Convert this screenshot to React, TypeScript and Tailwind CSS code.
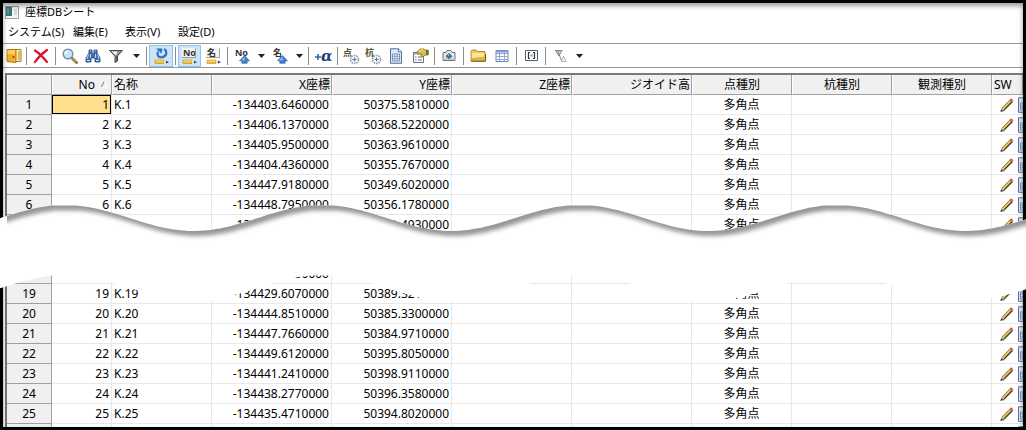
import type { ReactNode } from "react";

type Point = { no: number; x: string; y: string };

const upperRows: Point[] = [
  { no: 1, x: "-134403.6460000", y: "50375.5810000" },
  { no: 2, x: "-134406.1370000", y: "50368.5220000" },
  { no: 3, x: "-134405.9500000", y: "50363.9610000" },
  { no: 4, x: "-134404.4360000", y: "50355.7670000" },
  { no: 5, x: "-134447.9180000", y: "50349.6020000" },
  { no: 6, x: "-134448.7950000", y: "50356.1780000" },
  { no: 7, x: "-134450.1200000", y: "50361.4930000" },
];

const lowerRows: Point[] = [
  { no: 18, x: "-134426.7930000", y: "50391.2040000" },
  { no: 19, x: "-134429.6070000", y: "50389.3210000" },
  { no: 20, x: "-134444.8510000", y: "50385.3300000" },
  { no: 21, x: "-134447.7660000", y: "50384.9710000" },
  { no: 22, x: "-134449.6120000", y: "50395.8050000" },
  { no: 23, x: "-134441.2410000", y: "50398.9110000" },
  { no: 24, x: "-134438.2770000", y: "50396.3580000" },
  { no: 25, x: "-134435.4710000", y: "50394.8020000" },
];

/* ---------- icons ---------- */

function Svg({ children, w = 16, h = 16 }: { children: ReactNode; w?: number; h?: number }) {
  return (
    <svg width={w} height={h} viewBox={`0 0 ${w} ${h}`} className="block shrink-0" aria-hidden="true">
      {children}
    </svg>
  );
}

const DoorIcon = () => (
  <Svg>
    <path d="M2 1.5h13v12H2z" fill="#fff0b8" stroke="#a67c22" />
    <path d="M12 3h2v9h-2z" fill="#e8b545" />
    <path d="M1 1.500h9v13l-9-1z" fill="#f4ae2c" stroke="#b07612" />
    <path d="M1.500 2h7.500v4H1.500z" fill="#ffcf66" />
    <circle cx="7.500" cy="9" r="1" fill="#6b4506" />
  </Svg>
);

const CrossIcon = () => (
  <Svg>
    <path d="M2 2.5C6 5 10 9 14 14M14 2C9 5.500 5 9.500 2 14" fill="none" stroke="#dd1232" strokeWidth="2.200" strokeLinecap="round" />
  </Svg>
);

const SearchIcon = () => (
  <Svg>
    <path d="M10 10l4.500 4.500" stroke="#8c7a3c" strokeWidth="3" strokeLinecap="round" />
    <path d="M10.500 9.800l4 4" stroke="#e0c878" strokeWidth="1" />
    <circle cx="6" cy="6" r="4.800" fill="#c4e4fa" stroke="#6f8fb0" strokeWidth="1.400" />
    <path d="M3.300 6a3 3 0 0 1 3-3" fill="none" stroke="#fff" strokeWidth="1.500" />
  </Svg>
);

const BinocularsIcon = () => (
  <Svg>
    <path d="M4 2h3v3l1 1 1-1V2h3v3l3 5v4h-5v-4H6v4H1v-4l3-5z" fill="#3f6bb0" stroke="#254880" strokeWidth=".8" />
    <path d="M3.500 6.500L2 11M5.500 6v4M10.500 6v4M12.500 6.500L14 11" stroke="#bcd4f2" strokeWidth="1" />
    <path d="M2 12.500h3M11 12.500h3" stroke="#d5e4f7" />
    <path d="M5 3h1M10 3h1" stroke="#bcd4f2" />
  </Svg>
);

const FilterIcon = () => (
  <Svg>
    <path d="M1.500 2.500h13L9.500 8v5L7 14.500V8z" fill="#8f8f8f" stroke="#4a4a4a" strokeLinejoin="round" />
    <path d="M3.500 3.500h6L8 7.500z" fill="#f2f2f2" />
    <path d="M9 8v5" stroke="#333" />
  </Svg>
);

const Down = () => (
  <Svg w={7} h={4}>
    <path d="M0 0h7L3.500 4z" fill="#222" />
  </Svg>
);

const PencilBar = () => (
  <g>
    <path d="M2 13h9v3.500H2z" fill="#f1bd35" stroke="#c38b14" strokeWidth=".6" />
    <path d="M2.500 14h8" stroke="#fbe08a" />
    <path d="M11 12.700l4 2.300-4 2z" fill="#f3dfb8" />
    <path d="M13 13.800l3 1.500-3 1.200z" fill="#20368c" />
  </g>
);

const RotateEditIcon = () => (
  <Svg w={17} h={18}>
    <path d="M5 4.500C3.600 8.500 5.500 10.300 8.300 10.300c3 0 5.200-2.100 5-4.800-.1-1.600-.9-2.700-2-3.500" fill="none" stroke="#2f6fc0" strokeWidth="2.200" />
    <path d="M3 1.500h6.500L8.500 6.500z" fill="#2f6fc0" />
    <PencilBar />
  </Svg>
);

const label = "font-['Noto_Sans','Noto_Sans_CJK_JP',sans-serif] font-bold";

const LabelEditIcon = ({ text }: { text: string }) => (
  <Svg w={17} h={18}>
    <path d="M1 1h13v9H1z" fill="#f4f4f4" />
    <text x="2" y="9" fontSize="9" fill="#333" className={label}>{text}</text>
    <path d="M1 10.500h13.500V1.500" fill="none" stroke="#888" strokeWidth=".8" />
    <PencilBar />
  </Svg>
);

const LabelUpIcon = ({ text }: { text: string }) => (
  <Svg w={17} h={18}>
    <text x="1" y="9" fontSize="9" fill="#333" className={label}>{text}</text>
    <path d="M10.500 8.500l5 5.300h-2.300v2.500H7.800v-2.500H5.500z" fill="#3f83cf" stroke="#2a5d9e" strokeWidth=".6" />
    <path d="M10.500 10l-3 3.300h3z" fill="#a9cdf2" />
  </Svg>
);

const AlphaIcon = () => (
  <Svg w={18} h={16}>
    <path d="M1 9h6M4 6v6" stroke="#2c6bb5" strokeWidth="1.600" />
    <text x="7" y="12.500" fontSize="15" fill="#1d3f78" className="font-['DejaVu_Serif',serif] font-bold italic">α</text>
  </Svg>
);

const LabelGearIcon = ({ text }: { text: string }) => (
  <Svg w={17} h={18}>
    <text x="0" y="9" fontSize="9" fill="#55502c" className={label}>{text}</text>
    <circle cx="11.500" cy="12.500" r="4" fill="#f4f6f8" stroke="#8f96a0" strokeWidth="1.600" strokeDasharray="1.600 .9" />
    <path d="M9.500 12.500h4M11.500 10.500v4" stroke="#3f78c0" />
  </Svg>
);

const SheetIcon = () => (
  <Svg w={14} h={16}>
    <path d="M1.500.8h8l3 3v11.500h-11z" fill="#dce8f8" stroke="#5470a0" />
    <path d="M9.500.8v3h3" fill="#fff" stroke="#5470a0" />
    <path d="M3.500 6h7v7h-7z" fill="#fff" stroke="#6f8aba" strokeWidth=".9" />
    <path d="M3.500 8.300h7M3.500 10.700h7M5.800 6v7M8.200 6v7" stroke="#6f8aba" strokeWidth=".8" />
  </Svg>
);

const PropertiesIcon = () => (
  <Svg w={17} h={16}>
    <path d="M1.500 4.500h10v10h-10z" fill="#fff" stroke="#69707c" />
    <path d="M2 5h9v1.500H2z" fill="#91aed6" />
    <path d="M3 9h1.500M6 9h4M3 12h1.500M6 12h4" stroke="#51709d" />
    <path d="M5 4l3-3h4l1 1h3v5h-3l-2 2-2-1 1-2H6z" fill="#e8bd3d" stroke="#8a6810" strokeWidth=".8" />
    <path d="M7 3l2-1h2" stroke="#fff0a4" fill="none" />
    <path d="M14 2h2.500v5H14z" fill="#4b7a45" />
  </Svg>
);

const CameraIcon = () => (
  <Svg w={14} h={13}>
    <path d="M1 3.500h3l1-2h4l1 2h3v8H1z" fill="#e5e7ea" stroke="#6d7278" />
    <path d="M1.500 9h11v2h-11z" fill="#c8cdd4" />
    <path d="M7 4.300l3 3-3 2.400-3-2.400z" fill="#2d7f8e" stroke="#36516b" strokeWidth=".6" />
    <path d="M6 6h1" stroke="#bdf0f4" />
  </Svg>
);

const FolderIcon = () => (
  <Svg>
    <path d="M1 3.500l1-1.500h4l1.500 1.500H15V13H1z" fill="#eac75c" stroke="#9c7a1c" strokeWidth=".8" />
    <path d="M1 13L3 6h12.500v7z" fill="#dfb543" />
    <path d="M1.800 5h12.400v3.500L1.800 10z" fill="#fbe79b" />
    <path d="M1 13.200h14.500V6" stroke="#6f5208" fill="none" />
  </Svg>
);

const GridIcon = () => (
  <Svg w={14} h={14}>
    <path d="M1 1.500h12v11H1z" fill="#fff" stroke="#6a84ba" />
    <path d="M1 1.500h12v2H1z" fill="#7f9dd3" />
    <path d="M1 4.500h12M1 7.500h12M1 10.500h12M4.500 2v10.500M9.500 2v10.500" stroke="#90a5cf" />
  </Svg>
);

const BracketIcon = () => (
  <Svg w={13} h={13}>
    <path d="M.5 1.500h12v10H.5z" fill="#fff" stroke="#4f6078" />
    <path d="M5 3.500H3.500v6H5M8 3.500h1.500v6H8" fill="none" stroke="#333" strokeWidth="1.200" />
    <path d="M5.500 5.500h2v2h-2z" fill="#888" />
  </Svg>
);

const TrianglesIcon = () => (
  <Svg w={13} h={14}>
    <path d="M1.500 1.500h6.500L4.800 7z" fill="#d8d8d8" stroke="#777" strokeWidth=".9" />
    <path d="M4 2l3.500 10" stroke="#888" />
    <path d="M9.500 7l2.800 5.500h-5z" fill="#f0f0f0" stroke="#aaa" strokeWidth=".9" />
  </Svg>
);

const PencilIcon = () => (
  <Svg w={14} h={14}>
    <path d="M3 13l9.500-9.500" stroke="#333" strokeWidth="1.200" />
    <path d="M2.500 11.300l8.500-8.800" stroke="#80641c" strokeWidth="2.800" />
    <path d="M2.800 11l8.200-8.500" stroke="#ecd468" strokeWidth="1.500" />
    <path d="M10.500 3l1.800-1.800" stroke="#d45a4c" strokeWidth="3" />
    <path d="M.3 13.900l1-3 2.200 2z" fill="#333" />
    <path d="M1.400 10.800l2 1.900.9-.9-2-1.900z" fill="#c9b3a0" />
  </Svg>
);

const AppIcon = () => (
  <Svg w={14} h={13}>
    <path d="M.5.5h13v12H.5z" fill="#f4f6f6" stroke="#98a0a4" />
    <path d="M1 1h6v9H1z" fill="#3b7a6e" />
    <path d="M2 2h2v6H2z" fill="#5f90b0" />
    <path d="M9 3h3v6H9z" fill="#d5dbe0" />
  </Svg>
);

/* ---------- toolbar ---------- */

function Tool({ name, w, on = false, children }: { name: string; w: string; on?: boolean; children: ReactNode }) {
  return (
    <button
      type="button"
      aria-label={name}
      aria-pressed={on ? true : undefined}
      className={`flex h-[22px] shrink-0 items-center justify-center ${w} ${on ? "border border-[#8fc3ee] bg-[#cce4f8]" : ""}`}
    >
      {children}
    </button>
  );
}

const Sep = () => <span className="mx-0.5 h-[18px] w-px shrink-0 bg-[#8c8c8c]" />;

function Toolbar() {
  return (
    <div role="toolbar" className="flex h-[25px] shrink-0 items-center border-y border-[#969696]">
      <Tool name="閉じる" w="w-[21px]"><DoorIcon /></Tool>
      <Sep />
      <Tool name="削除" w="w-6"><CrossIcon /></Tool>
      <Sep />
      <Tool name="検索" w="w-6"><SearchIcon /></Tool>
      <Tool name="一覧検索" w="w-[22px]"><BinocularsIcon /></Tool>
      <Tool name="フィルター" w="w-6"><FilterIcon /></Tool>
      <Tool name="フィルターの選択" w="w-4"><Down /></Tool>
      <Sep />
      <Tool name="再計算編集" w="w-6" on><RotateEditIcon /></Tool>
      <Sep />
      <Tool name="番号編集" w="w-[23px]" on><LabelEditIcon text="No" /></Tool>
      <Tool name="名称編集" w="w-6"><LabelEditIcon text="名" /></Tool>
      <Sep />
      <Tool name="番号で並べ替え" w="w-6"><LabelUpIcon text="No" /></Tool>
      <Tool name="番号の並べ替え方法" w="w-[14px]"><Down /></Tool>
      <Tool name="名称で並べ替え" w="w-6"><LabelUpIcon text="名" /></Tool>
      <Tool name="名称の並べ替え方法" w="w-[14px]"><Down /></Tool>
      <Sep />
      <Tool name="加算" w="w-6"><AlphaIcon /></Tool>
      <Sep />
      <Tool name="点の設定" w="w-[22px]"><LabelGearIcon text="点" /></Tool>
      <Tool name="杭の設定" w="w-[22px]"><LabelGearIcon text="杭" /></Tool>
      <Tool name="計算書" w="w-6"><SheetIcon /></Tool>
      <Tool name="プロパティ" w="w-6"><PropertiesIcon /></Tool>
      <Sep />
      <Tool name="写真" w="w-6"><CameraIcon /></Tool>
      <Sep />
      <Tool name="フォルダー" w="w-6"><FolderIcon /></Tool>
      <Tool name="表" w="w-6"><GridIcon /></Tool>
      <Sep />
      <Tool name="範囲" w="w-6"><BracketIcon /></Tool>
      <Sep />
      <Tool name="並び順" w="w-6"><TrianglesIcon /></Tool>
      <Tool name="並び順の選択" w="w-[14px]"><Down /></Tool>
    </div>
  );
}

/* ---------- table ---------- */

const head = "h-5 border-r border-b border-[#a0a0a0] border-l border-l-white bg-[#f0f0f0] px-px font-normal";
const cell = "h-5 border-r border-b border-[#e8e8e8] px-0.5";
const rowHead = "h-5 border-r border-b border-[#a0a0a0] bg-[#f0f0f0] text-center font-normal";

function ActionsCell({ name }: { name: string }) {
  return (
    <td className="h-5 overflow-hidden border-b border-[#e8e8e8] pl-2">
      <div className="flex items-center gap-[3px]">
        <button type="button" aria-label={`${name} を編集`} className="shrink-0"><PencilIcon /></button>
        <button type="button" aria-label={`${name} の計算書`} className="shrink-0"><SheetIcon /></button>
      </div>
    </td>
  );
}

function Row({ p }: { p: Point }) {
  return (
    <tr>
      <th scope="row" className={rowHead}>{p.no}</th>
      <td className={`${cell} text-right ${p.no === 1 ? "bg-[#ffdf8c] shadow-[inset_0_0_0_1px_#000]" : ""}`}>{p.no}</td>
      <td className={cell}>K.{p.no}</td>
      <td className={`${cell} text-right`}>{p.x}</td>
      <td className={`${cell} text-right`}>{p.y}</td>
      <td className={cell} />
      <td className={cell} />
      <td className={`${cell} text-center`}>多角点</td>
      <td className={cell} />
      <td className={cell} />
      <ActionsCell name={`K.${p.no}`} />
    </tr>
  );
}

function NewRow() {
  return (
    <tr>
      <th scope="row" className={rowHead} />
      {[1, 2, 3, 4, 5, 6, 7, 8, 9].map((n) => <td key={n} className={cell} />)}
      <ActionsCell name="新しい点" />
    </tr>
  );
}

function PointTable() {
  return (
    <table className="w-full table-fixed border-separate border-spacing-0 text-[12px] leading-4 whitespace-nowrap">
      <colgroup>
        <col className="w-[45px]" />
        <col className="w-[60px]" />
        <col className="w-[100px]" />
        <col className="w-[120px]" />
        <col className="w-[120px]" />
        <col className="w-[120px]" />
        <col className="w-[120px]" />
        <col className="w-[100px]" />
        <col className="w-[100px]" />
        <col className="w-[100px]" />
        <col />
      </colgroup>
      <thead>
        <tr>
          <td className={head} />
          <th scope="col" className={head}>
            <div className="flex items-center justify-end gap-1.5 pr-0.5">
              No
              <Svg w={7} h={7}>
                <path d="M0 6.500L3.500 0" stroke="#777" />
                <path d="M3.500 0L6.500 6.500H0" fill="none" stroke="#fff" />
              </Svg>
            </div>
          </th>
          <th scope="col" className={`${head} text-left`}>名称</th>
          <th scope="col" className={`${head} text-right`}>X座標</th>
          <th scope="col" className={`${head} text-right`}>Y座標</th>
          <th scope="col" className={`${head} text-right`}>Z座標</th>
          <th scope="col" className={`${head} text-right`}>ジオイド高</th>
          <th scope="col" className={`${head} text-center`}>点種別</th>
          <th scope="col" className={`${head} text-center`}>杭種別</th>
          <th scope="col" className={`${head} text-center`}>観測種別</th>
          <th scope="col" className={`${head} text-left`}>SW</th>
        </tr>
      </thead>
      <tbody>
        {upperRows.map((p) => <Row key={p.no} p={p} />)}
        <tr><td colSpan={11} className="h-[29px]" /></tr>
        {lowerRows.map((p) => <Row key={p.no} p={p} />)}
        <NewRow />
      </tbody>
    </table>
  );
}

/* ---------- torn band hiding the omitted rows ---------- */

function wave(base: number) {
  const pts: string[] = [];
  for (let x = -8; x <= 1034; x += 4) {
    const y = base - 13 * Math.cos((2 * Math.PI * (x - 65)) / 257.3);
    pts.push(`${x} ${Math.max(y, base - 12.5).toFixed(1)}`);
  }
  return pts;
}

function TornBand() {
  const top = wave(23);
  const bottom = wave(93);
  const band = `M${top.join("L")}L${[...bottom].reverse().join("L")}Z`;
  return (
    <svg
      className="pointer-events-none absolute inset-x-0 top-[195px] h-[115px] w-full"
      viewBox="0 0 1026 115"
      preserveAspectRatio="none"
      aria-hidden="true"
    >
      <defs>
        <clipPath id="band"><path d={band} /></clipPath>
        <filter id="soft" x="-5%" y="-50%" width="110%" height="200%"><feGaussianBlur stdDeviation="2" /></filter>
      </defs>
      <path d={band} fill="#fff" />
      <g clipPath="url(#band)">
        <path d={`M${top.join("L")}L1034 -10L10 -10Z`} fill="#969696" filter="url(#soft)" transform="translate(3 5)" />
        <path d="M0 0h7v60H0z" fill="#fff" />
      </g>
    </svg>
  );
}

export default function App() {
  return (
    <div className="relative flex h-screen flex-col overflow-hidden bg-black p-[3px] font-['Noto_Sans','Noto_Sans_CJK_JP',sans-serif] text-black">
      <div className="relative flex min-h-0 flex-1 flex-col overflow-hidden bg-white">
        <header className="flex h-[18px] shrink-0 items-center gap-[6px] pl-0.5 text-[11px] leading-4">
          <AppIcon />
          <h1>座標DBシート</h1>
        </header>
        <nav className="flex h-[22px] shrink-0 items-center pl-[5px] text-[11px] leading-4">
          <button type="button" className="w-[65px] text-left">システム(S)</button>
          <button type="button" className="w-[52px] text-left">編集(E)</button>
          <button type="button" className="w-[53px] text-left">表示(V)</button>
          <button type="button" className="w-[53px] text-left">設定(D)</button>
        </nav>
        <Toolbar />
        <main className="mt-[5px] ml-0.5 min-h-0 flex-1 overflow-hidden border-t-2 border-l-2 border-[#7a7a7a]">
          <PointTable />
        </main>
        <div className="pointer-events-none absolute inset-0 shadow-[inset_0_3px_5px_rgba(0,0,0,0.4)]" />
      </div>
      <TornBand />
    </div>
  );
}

* * *

WRITTEN TASK
Look at the listing and set down only the lines from its start through the line with "number; x: string;", word for word and without pictures.

WRITTEN ANSWER
Convert this screenshot to React, TypeScript and Tailwind CSS code.
import type { ReactNode } from "react";

type Point = { no: number; x: string; y: string };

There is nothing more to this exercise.